What is considered 'advanced' for the purposes of this discussion? Well, a multiply instruction of some sort is probably the minimum. But what else makes a CPU 'advanced?'
The Z80 is definitely not 'advanced' these days, nor would the 6502 or 8080 be considered 'advanced.' The 6809 can, as well as the 65816; both of those families are quite advanced. I couldn't tell for sure, but is the 65816 still in production? That would be fantastic if so.
I'm going to advocate the Z280 as one of the most advanced 8-bit CPUs ever, based on a number of factors:
1.) 24-bit addressing through a paged MMU;
2.) 8 and 16 bit multiply and divide (yes, a 'DIVW DEHL,BC' is a legal instruction: this divides the 32-bit long in the register quad DEHL by the 16 bit word in register pair BC, leaving the quotient in HL and the remainder in DE);
3.) Many addressing modes, including the 'program counter relative' mode that allows a fully relocatable program to be written, including subroutines (relative calls, and relative jumps with displacements to anywhere in the 64K logical address space);
4.) The ability, in the 16-bit Z-BUS bus interface mode, to have 'co-processors' (Zilog's term is EPU) similar to the coupling of the 8086/8087 or 8086/8089; the 65816 has a similar facility;
5.) A 256-byte line-oriented on-chip cache that is available for instructions only, data only, or instructions plus data. It can even be turned off with the 256 bytes allocated as lines in memory.
6.) Multiprocessing (yes, you could build a dual, triple, or more Z280 machine, and the processor has hooks to support global versus local buses);
7.) A massive instruction set with many useful instructions (computed CALL, for instance: 'CALL (HL)' is the RETurnable version of 'JP (HL)'), although the instruction set could not be accused of being very 'regular;'
8.) 4 on-chip DMA channels with 24-bit addressing, on-chip counter/timer units, and an on-chip UART.
I'm sure there are others, but these are the ones that jump out at me. The very advanced Z280 was so far ahead of its time that many bugs exist in early masks and revs, but later revs seem to have fixed many of these.
Anyone have other opinions?
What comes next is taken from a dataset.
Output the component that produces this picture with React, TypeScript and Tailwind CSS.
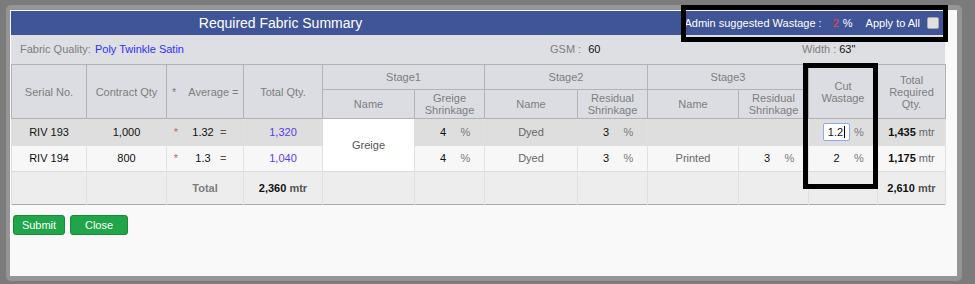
import React from "react";

const th = "border border-[#b3b3b3] bg-[#dcdde2] text-[#7d7d7d] font-normal text-center align-middle leading-[12px] p-0";
const td = "border-x border-[#e0e0e0] text-center align-middle p-0";

type pctProps = {
  value: string;
  focus?: boolean;
};
function Pct({ value, focus }: pctProps) {
  return (
    <div className="flex items-center justify-center gap-[4px]">
      {focus ? (
        <span className="w-[27px] h-[18px] flex items-center justify-center border border-[#8eaaf0] rounded-[2px] bg-white text-[#111]">
          1.2<span className="w-px h-[12px] bg-black ml-px" />
        </span>
      ) : (
        <span className="w-[27px] text-center text-[#111]">{value}</span>
      )}
      <span className="w-[9px] text-[#7a7a7a]">%</span>
    </div>
  );
}

function Avg({ value }: { value: string }) {
  return (
    <div className="flex items-center pl-[6px]">
      <span className="w-[6px] text-[#b86a6a]">*</span>
      <span className="ml-[10px] w-[28px] text-center text-[#111]">{value}</span>
      <span className="ml-[3px] text-[#555]">=</span>
    </div>
  );
}

function Qty({ value, total }: { value: string; total?: boolean }) {
  return (
    <span>
      <b className="text-[#111]">{value}</b>{" "}
      <span className={total ? "font-bold text-[#555]" : "text-[#666]"}>mtr</span>
    </span>
  );
}

export default function App() {
  return (
    <div className="relative w-[975px] h-[284px] overflow-hidden bg-[#7b7b7b] pt-[5px] pl-[6px] font-['Liberation_Sans',Arial,sans-serif] text-[11px]">
      <div className="w-[956px] h-[276px] rounded-[5px] bg-[#959595] pl-[4px] pr-[5px] py-[5px]">
        <div className="h-full bg-[#f9f9f9] pl-px pt-px pr-[12px]">
          {/* title bar */}
          <div className="flex items-center h-[24px] bg-[#3f5597] text-white">
            <div className="w-[539px] text-center text-[14px]">Required Fabric Summary</div>
            <div className="flex-1 flex items-center justify-end pr-[6px]">
              <span>Admin suggested Wastage :</span>
              <span className="ml-[11px] text-[#ff3a3a]">2</span>
              <span className="ml-[4px]">%</span>
              <span className="ml-[13px]">Apply to All</span>
              <span className="ml-[7px] w-[12px] h-[12px] rounded-[2px] bg-[#e1e1e1] border border-[#a9a9a9]" />
            </div>
          </div>

          {/* info row */}
          <div className="flex items-center h-[29px] bg-[#dddfe3]">
            <div className="w-[539px] pl-[9px]">
              <span className="text-[#7d7d7d]">Fabric Quality:</span>
              <span className="ml-[4px] text-[#3030ff]">Poly Twinkle Satin</span>
            </div>
            <div className="w-[252px]">
              <span className="text-[#7d7d7d]">GSM :</span>
              <span className="ml-[7px] text-[#111]">60</span>
            </div>
            <div>
              <span className="text-[#7d7d7d]">Width :</span>
              <span className="ml-[3px] text-[#111]">63"</span>
            </div>
          </div>

          {/* summary table */}
          <table className="w-[934px] table-fixed border-collapse border border-[#a8a8a8]">
            <colgroup>
              <col className="w-[75px]" />
              <col className="w-[80px]" />
              <col className="w-[77px]" />
              <col className="w-[79px]" />
              <col className="w-[92px]" />
              <col className="w-[70px]" />
              <col className="w-[93px]" />
              <col className="w-[70px]" />
              <col className="w-[91px]" />
              <col className="w-[70px]" />
              <col className="w-[69px]" />
              <col className="w-[68px]" />
            </colgroup>
            <thead>
              <tr className="h-[25px]">
                <th rowSpan={2} className={th}>Serial No.</th>
                <th rowSpan={2} className={th}>Contract Qty</th>
                <th rowSpan={2} className={th + " text-left"}>
                  <span className="pl-[5px]">*</span>
                  <span className="ml-[12px]">Average =</span>
                </th>
                <th rowSpan={2} className={th}>Total Qty.</th>
                <th colSpan={2} className={th}>Stage1</th>
                <th colSpan={2} className={th}>Stage2</th>
                <th colSpan={2} className={th}>Stage3</th>
                <th rowSpan={2} className={th}>Cut<br />Wastage</th>
                <th rowSpan={2} className={th}>Total<br />Required<br />Qty.</th>
              </tr>
              <tr className="h-[29px]">
                <th className={th}>Name</th>
                <th className={th}>Greige<br />Shrinkage</th>
                <th className={th}>Name</th>
                <th className={th}>Residual<br />Shrinkage</th>
                <th className={th}>Name</th>
                <th className={th}>Residual<br />Shrinkage</th>
              </tr>
            </thead>
            <tbody className="text-[#111]">
              <tr className="h-[27px] bg-[#dedede] border-t border-[#b3b3b3]">
                <td className={td}>RIV 193</td>
                <td className={td}>1,000</td>
                <td className={td}><Avg value="1.32" /></td>
                <td className={td + " text-[#5a3df5]"}>1,320</td>
                <td rowSpan={2} className={td + " bg-white text-[#555]"}>Greige</td>
                <td className={td}><Pct value="4" /></td>
                <td className={td + " text-[#666]"}>Dyed</td>
                <td className={td}><Pct value="3" /></td>
                <td className={td}></td>
                <td className={td}></td>
                <td className={td}><Pct value="1.2" focus /></td>
                <td className={td}><Qty value="1,435" /></td>
              </tr>
              <tr className="h-[26px] bg-[#f7f7f7]">
                <td className={td}>RIV 194</td>
                <td className={td}>800</td>
                <td className={td}><Avg value="1.3" /></td>
                <td className={td + " text-[#5a3df5]"}>1,040</td>
                <td className={td}><Pct value="4" /></td>
                <td className={td + " text-[#666]"}>Dyed</td>
                <td className={td}><Pct value="3" /></td>
                <td className={td + " text-[#666]"}>Printed</td>
                <td className={td}><Pct value="3" /></td>
                <td className={td}><Pct value="2" /></td>
                <td className={td}><Qty value="1,175" /></td>
              </tr>
              <tr className="h-[33px] bg-[#eeeded] border-t border-[#dadada]">
                <td className={td}></td>
                <td className={td}></td>
                <td className={td + " font-bold text-[#7d7d7d]"}>Total</td>
                <td className={td}><Qty value="2,360" total /></td>
                <td className={td}></td>
                <td className={td}></td>
                <td className={td}></td>
                <td className={td}></td>
                <td className={td}></td>
                <td className={td}></td>
                <td className={td}></td>
                <td className={td}><Qty value="2,610" total /></td>
              </tr>
            </tbody>
          </table>

          <div className="flex gap-[5px] mt-[10px] ml-[2px]">
            <button className="w-[52px] h-[20px] rounded-[3px] border border-[#178a3b] bg-[#21a54b] text-white text-[11px]">Submit</button>
            <button className="w-[58px] h-[20px] rounded-[3px] border border-[#178a3b] bg-[#21a54b] text-white text-[11px]">Close</button>
          </div>
        </div>
      </div>

      {/* annotation boxes */}
      <div className="absolute left-[681px] top-[5px] w-[267px] h-[37px] border-[5px] border-black" />
      <div className="absolute left-[803px] top-[63px] w-[75px] h-[126px] border-[5px] border-black" />
    </div>
  );
}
If you count only bus width, the 68008 would likely be the most advanced 8-bit (data bus) CPU of all time, but even though the bus width of the Pentium is 64-bits no one calls it a 64-bit CPU; the Z280 works with 8-bit instructions (and instruction prefixes) even though one of the bus modes is a 16-bit Z-BUS one (it can also operated in a Z80-compatible manner with an 8-bit data bus).
Now, in my opinion the Z280 is far more advanced than the HD64180/Z180, even though the Z180 is still being made, and I would say that the Z280 is more 'advanced' than the still-in-production eZ80, even though the eZ80 is far faster and has its own advances, such as the ADL addressing mode suffixes (actually implemented a a prefix at the machine code level).
Too bad Zilog stopped production in 1996. Right now there are several eBay auctions for Z280's; many of these probably came out of some of the point-of-sale and other embedded systems that used these grand old chips to good effect.